When we had our oversight hearing on the operation of the Private Securities Litigation Reform Act of 1995 [PSLRA] in July -- months before this latest dramatic market activity -- I said that it was a matter of common sense that we should wait some time to see how this new law is interpreted by the courts and how it is affecting consumers in the market before we rush into more legislation. I believe it would be foolhardy to act now to preempt class actions for securities fraud under state law -- a step that might result in consumers having no remedies whatsoever when they are cheated in the financial markets. Quite simply, we need to have all the facts about the problems, if any, with the PSLRA before we dismantle the shared federal/state enforcement system that has served our country exceptionally well for the past 60 years.
At our last hearing, Securities And Exchange Commission Chairman Arthur Levitt expressed the clear view that, based on an exhaustive one-year study of the PSLRA by the SEC staff, it would be premature to enact additional legislation at this time. Last week in testimony before the House Commerce Committee, Chairman Levitt again urged restraint and insisted that legislating "a total broad-based preemption" of state anti-fraud laws was not a wise course. I wholeheartedly agree.

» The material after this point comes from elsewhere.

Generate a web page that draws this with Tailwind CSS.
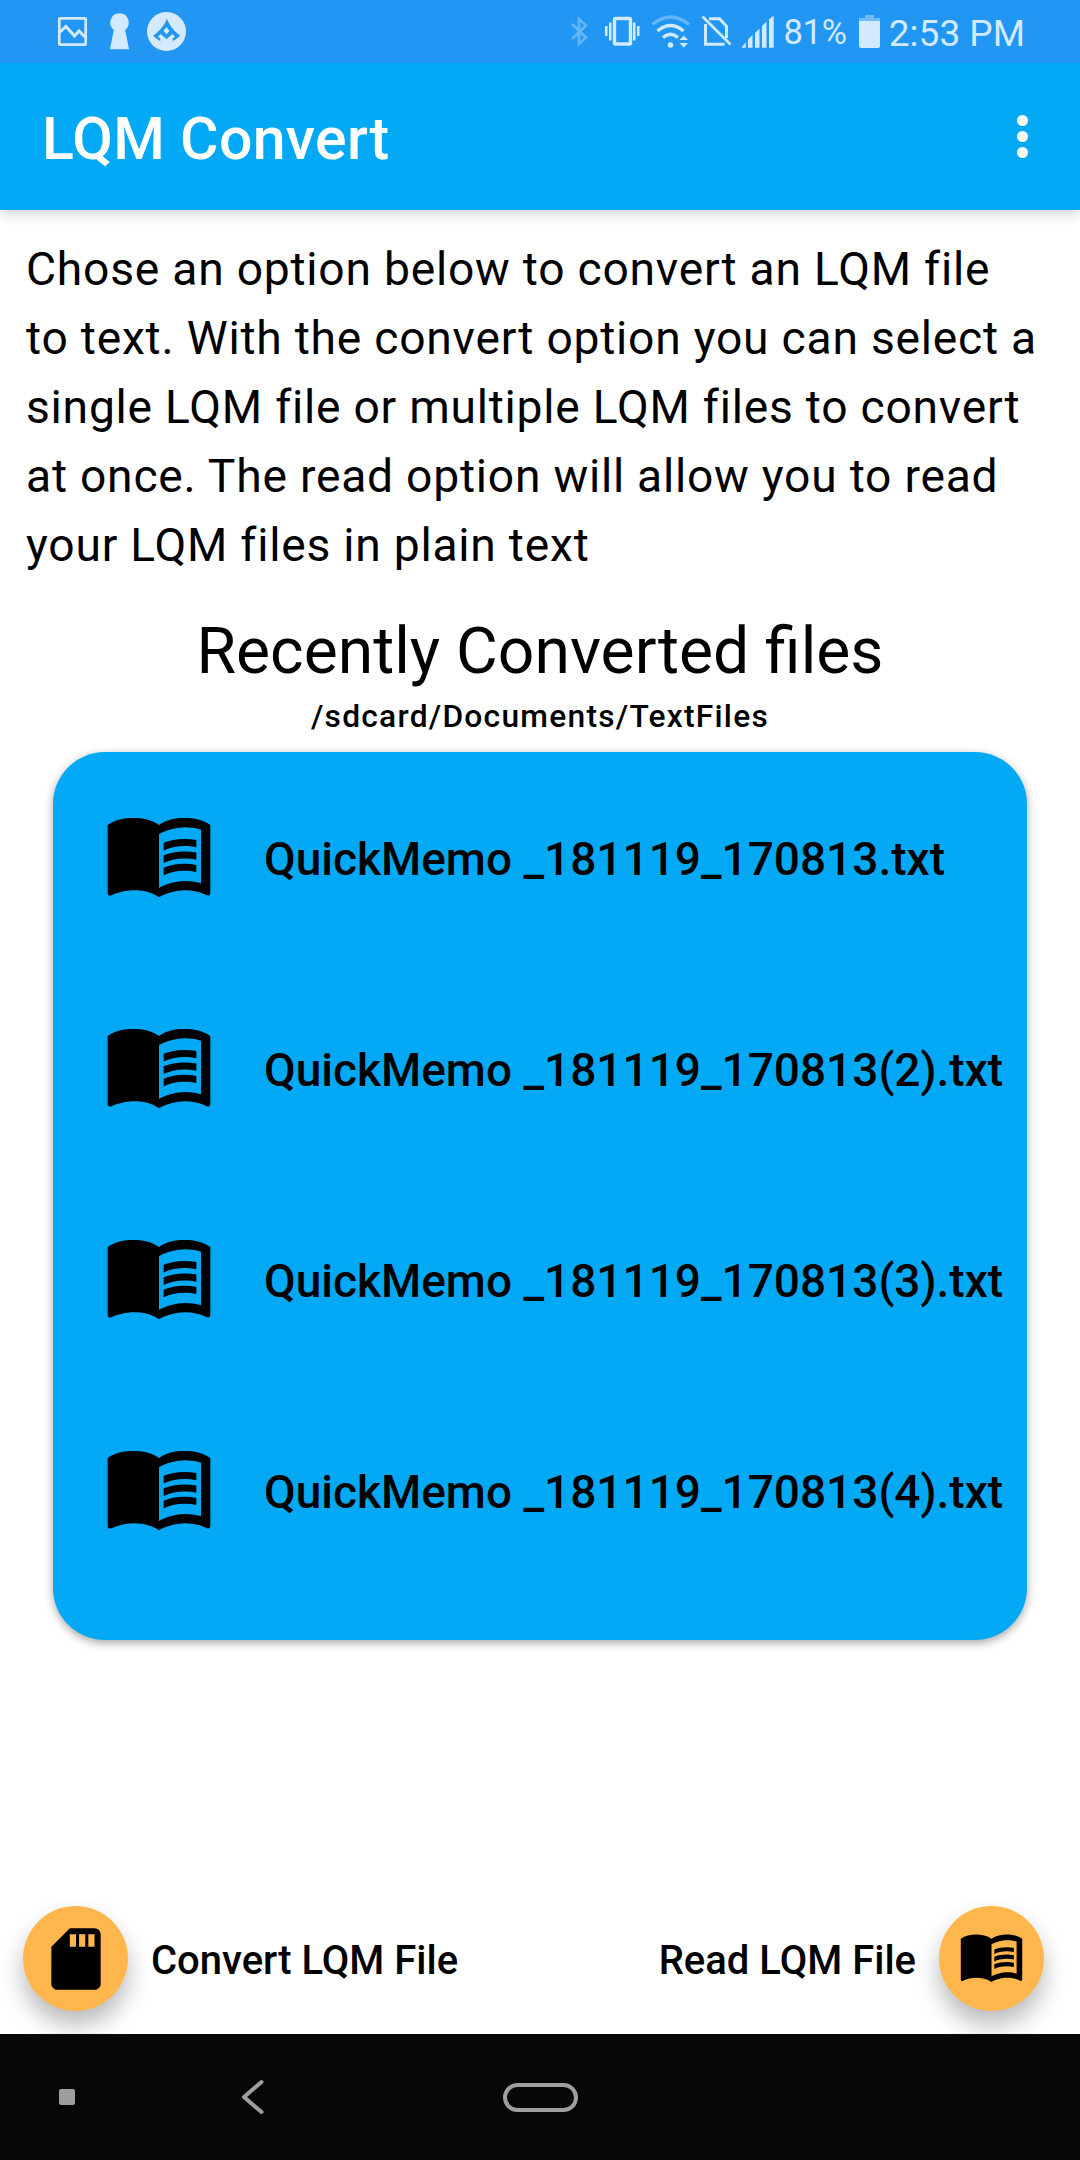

I would emphasize several points that have struck me as I have considered this issue.
First, we have no basis on which to judge the effectiveness of the PSLRA. The law is in an embryonic stage. It has not even been two years since It was enacted, and there have been no trials, no appeals court decisions on any of its major provisions, and relatively few PSLRA opinions at all, with the exception of vastly conflicting rulings on the new pleading standard. It is obvious that it will take more time before we can gauge the PSLRA's impact and until the courts can offer some definitive interpretation of its terms. Until then, we simply do not know whether individual investors still have a viable remedy for securities fraud under federal law; eliminating state remedies under such circumstances would be a prescription for disaster.

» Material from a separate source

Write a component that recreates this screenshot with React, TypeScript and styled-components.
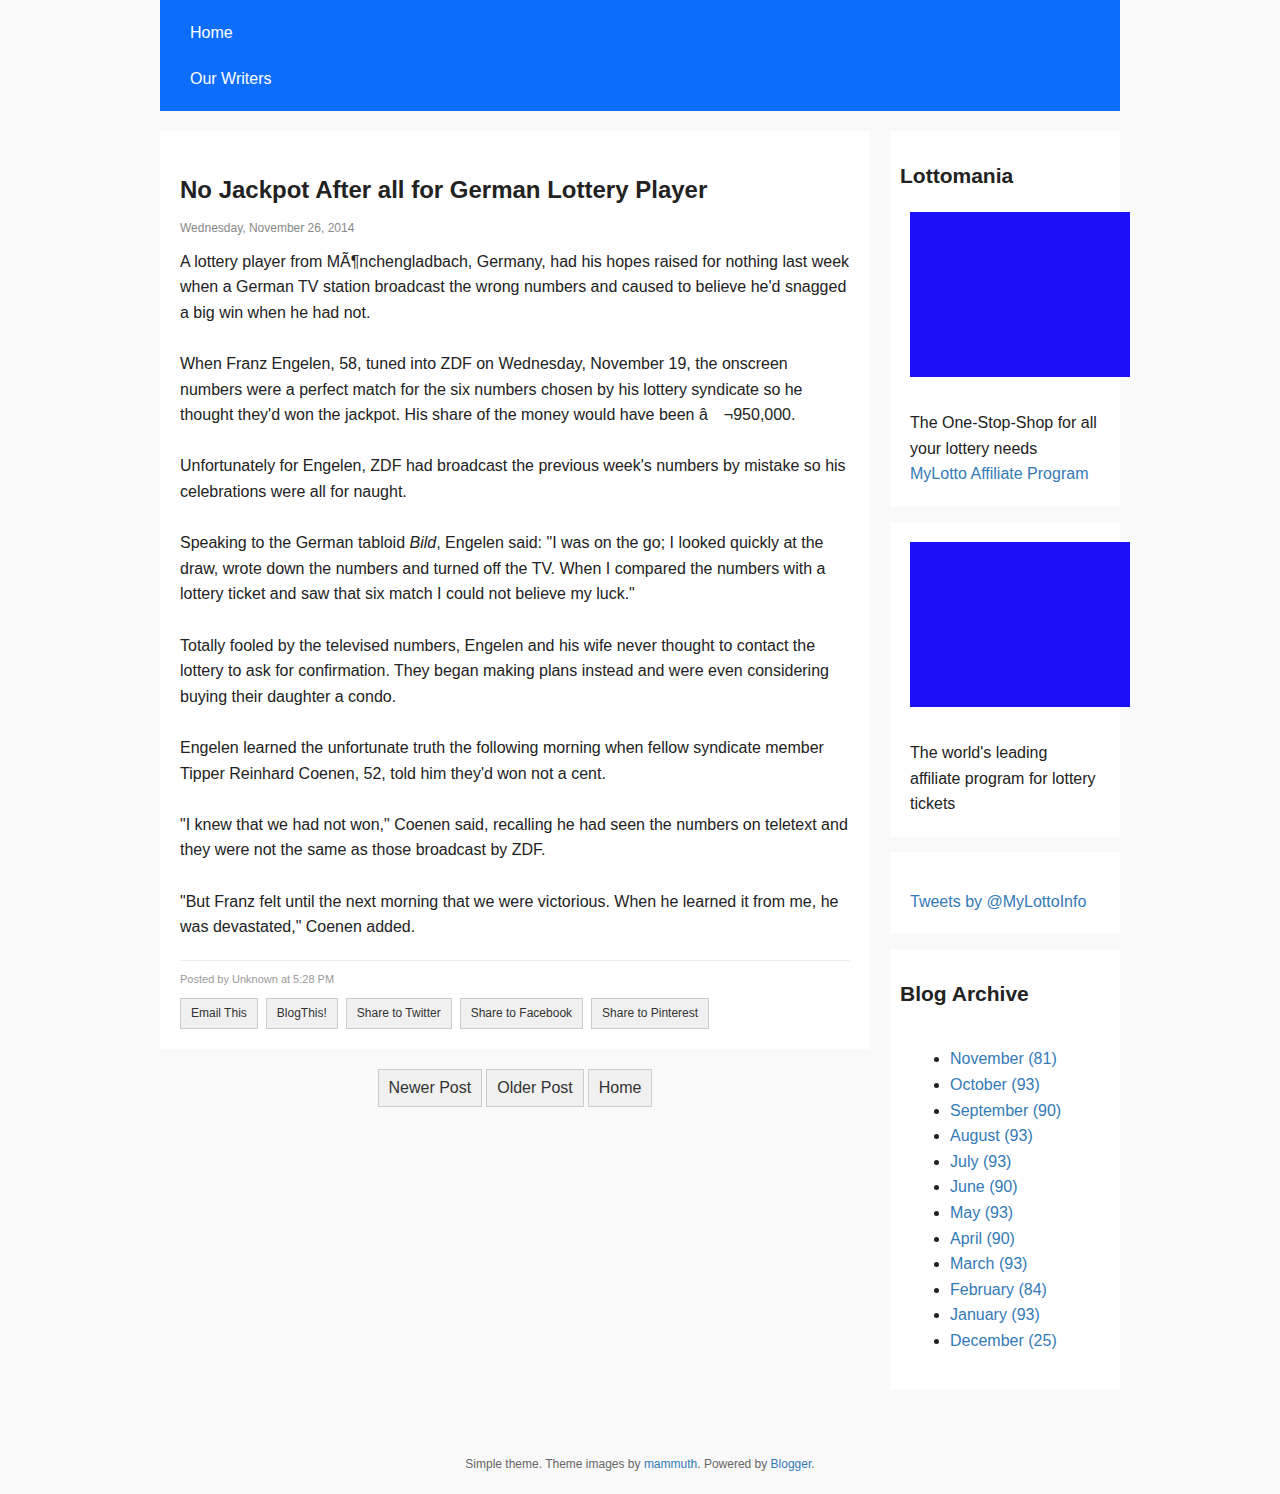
import React from 'react';
import styled, { createGlobalStyle } from 'styled-components';

const GlobalStyle = createGlobalStyle`
  *, *::before, *::after { box-sizing: border-box; }
  body {
    margin: 0;
    background: #f9f9f9;
    color: #222;
    font-family: "Liberation Sans", Arial, Helvetica, sans-serif;
    font-size: 16px;
    line-height: 1.6;
  }
  a { color: #337ab7; text-decoration: none; }
  a:hover { text-decoration: underline; }
`;

const Page = styled.div`
  max-width: 960px;
  margin: 0 auto;
`;

const Nav = styled.nav`
  padding: 10px;
  background: #0d6efd;
`;

const NavLink = styled.a`
  display: block;
  padding: 10px 20px;
  && { color: #fff; }
`;

const Columns = styled.div`
  display: grid;
  grid-template-columns: minmax(0, 1fr) 230px;
  align-items: start;
  gap: 20px;
  margin-top: 20px;
  @media (max-width: 700px) {
    grid-template-columns: minmax(0, 1fr);
  }
`;

const Main = styled.main`
  min-width: 0;
`;

const Sidebar = styled.aside`
  display: flex;
  flex-direction: column;
  gap: 15px;
`;

const Post = styled.article`
  padding: 20px;
  background: #fff;
`;

const PostTitle = styled.h2`
  margin-bottom: 10px;
  font-size: 24px;
`;

const PostDate = styled.time`
  display: block;
  margin-bottom: 10px;
  color: #888;
  font-size: 12px;
`;

const PostBody = styled.div`
  display: flex;
  flex-direction: column;
  gap: 1.6em;
`;

const Paragraph = styled.p`
  margin: 0;
`;

const PostFooter = styled.footer`
  margin-top: 20px;
  padding-top: 10px;
  border-top: 1px solid #eee;
`;

const Byline = styled.p`
  margin: 0 0 10px;
  color: #999;
  font-size: 11px;
`;

const ShareRow = styled.div`
  display: flex;
  flex-wrap: wrap;
  gap: 8px;
  font-size: 12px;
`;

const BoxLink = styled.a`
  padding: 5px 10px;
  border: 1px solid #ccc;
  background: #f0f0f0;
  && { color: #333; }
`;

const Pager = styled.nav`
  display: flex;
  justify-content: center;
  gap: 4px;
  margin-top: 20px;
`;

const Widget = styled.section`
  padding: 10px;
  background: #fff;
`;

const WidgetTitle = styled.h2`
  margin-bottom: 10px;
  font-size: 21px;
`;

const WidgetContent = styled.div`
  padding: 10px;
`;

const Banner = styled.div`
  width: 220px;
  height: 165px;
  margin-bottom: 33px;
  background: #1c10f8;
`;

const TweetLink = styled.a`
  display: block;
  margin-top: 17px;
`;

const ArchiveList = styled.ul`
  margin: 16px 0;
  padding-left: 40px;
`;

const Attribution = styled.footer`
  margin-top: 45px;
  padding: 20px;
  color: #666;
  font-size: 12px;
  text-align: center;
`;

const paragraphs: React.ReactNode[] = [
  "A lottery player from MÃ¶nchengladbach, Germany, had his hopes raised for nothing last week when a German TV station broadcast the wrong numbers and caused to believe he'd snagged a big win when he had not.",
  "When Franz Engelen, 58, tuned into ZDF on Wednesday, November 19, the onscreen numbers were a perfect match for the six numbers chosen by his lottery syndicate so he thought they'd won the jackpot. His share of the money would have been â\u2003¬950,000.",
  "Unfortunately for Engelen, ZDF had broadcast the previous week's numbers by mistake so his celebrations were all for naught.",
  <>Speaking to the German tabloid <i>Bild</i>, Engelen said: "I was on the go; I looked quickly at the draw, wrote down the numbers and turned off the TV. When I compared the numbers with a lottery ticket and saw that six match I could not believe my luck."</>,
  "Totally fooled by the televised numbers, Engelen and his wife never thought to contact the lottery to ask for confirmation. They began making plans instead and were even considering buying their daughter a condo.",
  "Engelen learned the unfortunate truth the following morning when fellow syndicate member Tipper Reinhard Coenen, 52, told him they'd won not a cent.",
  '"I knew that we had not won," Coenen said, recalling he had seen the numbers on teletext and they were not the same as those broadcast by ZDF.',
  '"But Franz felt until the next morning that we were victorious. When he learned it from me, he was devastated," Coenen added.',
];

const shareTargets = ['Email This', 'BlogThis!', 'Share to Twitter', 'Share to Facebook', 'Share to Pinterest'];

const pagerLinks = ['Newer Post', 'Older Post', 'Home'];

const archive: [string, number][] = [
  ['November', 81],
  ['October', 93],
  ['September', 90],
  ['August', 93],
  ['July', 93],
  ['June', 90],
  ['May', 93],
  ['April', 90],
  ['March', 93],
  ['February', 84],
  ['January', 93],
  ['December', 25],
];

export default function App() {
  return (
    <>
      <GlobalStyle />
      <Page>
        <Nav>
          <NavLink href="#home">Home</NavLink>
          <NavLink href="#writers">Our Writers</NavLink>
        </Nav>
        <Columns>
          <Main>
            <Post>
              <PostTitle>No Jackpot After all for German Lottery Player</PostTitle>
              <PostDate dateTime="2014-11-26">Wednesday, November 26, 2014</PostDate>
              <PostBody>
                {paragraphs.map((text, i) => (
                  <Paragraph key={i}>{text}</Paragraph>
                ))}
              </PostBody>
              <PostFooter>
                <Byline>Posted by Unknown at 5:28 PM</Byline>
                <ShareRow>
                  {shareTargets.map((label) => (
                    <BoxLink key={label} href="#share">{label}</BoxLink>
                  ))}
                </ShareRow>
              </PostFooter>
            </Post>
            <Pager>
              {pagerLinks.map((label) => (
                <BoxLink key={label} href="#post">{label}</BoxLink>
              ))}
            </Pager>
          </Main>
          <Sidebar>
            <Widget>
              <WidgetTitle>Lottomania</WidgetTitle>
              <WidgetContent>
                <Banner />
                <Paragraph>The One-Stop-Shop for all your lottery needs</Paragraph>
                <a href="#affiliate">MyLotto Affiliate Program</a>
              </WidgetContent>
            </Widget>
            <Widget>
              <WidgetContent>
                <Banner />
                <Paragraph>The world's leading affiliate program for lottery tickets</Paragraph>
              </WidgetContent>
            </Widget>
            <Widget>
              <WidgetContent>
                <TweetLink href="#tweets">Tweets by @MyLottoInfo</TweetLink>
              </WidgetContent>
            </Widget>
            <Widget>
              <WidgetTitle>Blog Archive</WidgetTitle>
              <WidgetContent>
                <ArchiveList>
                  {archive.map(([month, count]) => (
                    <li key={month}>
                      <a href={`#${month.toLowerCase()}`}>{`${month} (${count})`}</a>
                    </li>
                  ))}
                </ArchiveList>
              </WidgetContent>
            </Widget>
          </Sidebar>
        </Columns>
        <Attribution>
          Simple theme. Theme images by <a href="#mammuth">mammuth</a>. Powered by <a href="#blogger">Blogger</a>.
        </Attribution>
      </Page>
    </>
  );
}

Second, there is absolutely no evidence that there is any national problem with respect to the numbers of securities class actions that have been brought in state courts. The most recent study by the National Economic Research Associates found state court cases thus far this year are being filed more slowly than in the two years prior to the PSLRA's enactment. Since December 1995, when the PSLRA was enacted, only slightly more than one hundred securities class actions have been filed - 2 - in state courts nationwide. In that same 22-month period close to some 30 million total civil cases have been filed in state courts around the country. State courts are clearly not overburdened with these cases; the number of state class actions is so small that it obviously does not rise to a problem that Congress must address.

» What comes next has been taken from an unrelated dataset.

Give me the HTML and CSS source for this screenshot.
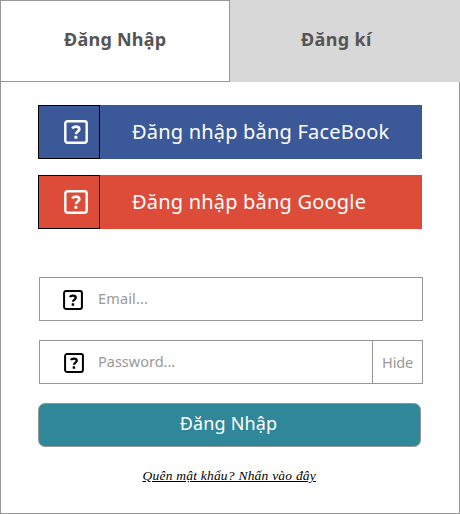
FILE: index.html
```
<!DOCTYPE html>
<html lang="vi">
<head>
<meta charset="utf-8">
<title>Đăng Nhập</title>
<link rel="stylesheet" href="styles.css">
</head>
<body>
<svg class="defs" width="0" height="0" aria-hidden="true">
  <symbol id="help" viewBox="0 0 24 24">
    <rect x="1.3" y="1.3" width="21.4" height="21.4" rx="2.2" fill="none" stroke="currentColor" stroke-width="2.4"/>
    <path d="M8.3 8.5C9 7.2 10.2 6.6 11.8 6.6c2.1 0 3.5 1 3.5 2.6 0 2.3-3.2 2.3-3.3 4.9" fill="none" stroke="currentColor" stroke-width="2.7"/>
    <rect x="10.4" y="15.8" width="3" height="3" rx=".6" fill="currentColor"/>
  </symbol>
</svg>
<main class="panel">
  <nav class="tabs">
    <a class="tab tab-active">Đăng Nhập</a>
    <a class="tab">Đăng kí</a>
  </nav>
  <form class="form">
    <div class="social facebook">
      <span class="social-icon"><svg><use href="#help"/></svg></span>
      <span>Đăng nhập bằng FaceBook</span>
    </div>
    <div class="social google">
      <span class="social-icon"><svg><use href="#help"/></svg></span>
      <span>Đăng nhập bằng Google</span>
    </div>
    <div class="field email">
      <svg><use href="#help"/></svg>
      <span>Email...</span>
    </div>
    <div class="field password">
      <svg><use href="#help"/></svg>
      <span>Password...</span>
      <span class="hide">Hide</span>
    </div>
    <div class="submit">Đăng Nhập</div>
    <a class="forgot">Quên mật khẩu? Nhấn vào đây</a>
  </form>
</main>
</body>
</html>
```

FILE: styles.css
```
* { box-sizing: border-box; }
body { margin: 0; background: #fff; font-family: "Noto Sans", sans-serif; }
.defs { display: block; height: 0; }
.panel { width: 460px; height: 514px; border: 1px solid #979797; }
.tabs { display: flex; margin: -1px; height: 82px; }
.tab { flex: none; width: 230px; padding: 26px 0 0 71px; background: #d8d8d8; color: #555; font-size: 18px; font-weight: 700; line-height: 26px; letter-spacing: .35px; white-space: nowrap; }
.tab-active { background: #fff; border: 1px solid #979797; padding: 25px 0 0 63px; letter-spacing: .25px; }
.form { display: flex; flex-direction: column; padding: 24px 37px 0; }
.social { display: flex; align-items: center; height: 54px; margin-bottom: 16px; color: #fff; font-size: 20px; line-height: 54px; letter-spacing: .2px; white-space: nowrap; }
.social-icon { display: flex; align-items: center; width: 62px; height: 54px; border: 1px solid #000; padding-left: 25px; margin-right: 32px; }
.social svg { width: 24px; height: 24px; flex: none; margin-bottom: 1px; }
.facebook { background: #3b5998; }
.google { background: #dd4b39; }
.field { display: flex; align-items: center; width: 384px; height: 44px; margin-left: 1px; border: 1px solid #979797; color: #999; font-size: 14.5px; line-height: 42px; white-space: nowrap; }
.field > svg { width: 20px; height: 20px; flex: none; margin: 1px 15px 0 22.5px; color: #000; }
.field > span { margin: -2px 0 0 .5px; }
.email { margin-top: 32px; margin-bottom: 19px; letter-spacing: .15px; }
.password > svg { margin: 1px 14px 0 23.5px; }
.field > .hide { width: 50px; height: 42px; margin: 0 0 0 auto; border-left: 1px solid #979797; line-height: 43px; text-align: center; letter-spacing: -.2px; }
.submit { width: 383px; height: 44px; margin-top: 19px; border: 1px solid #979797; border-radius: 7px; background: #2f8799; color: #fff; font-size: 18px; line-height: 39px; letter-spacing: .15px; text-align: center; text-indent: -2px; }
.forgot { margin: 20px 0 0 104.5px; color: #000; font: italic 13.5px/18px "Liberation Serif", serif; letter-spacing: .22px; text-decoration: underline; white-space: nowrap; }
```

In addition, a substantial proportion of the 105 securities class actions that have been filed in state court since the enactment of PSLRA -- over 60 -- have been in California. No other state has had more than seven cases filed in its courts in the last 22 months. If the "problem" is principally in California, California should solve it. There is absolutely no reason why Congress should impose on the other 49 states a solution to a problem that only exists in one state. Nevada, for example, has had only one securities class action filed in its state courts since the enactment of the PSLRA; but if my home state wishes to enact stronger consumer protections against fraud and allow such suits in its courts I see no reason that it should not be able to do so.
Third, some recent decisions by federal district courts on PSLRA give me great concern. Most particularly, I remain worried about the possibility that the federal courts will determine that reckless wrongdoers are no longer liable to their victims under the new law. The SEC has already entered a number of cases in which this issue has arisen to argue that such a result would essentially end enforcement of the federal securities laws by individual citizens. There is no assurance, however, that the courts will not disagree with the Commission and leave consumers with no federal remedy.
Based on our July hearing and the information in the public record, it therefore seems clear to me that Congress should not enact my legislation at this time. The risks of such new broad-based legislation are far too serious and there is no immediate need for passage.
Despite my strong feelings on this matter, I understand that it might be the will of this Committee to move forward. If so, I hope the proponents will at least take the advice of Chairman Levitt and re-draft the legislation before us so that it is narrowly targeted and directed only at those few issues that are alleged to be problems -- the statutory safe harbor and, perhaps, the problem with discovery stays. It seems to me that there is no reason to preempt the entire body of anti-fraud laws of all 50 states when there are only two claimed problems that even the proponents have identified.
With respect to S. 1260 specifically, I do see a number of obvious problems with the bill that I hope to bring out during the questioning of our witnesses today. Of most concern is the fact that the bill would leave large institutions with the ability to bring cases on their own in either federal or state court -- where better remedies for investors may be available -- but will force individual citizens into federal court where they may have no ability to recover under the PSLRA. I hope my colleagues will re-think their support for legislation that so patently discriminates against the little guy-
I look forward to listening to our witnesses today. I hope the hearing will make clear that
preemption legislation is a grave public policy risk at this time, and that S. 1260 in particular is overly
broad and flawed in any number of areas.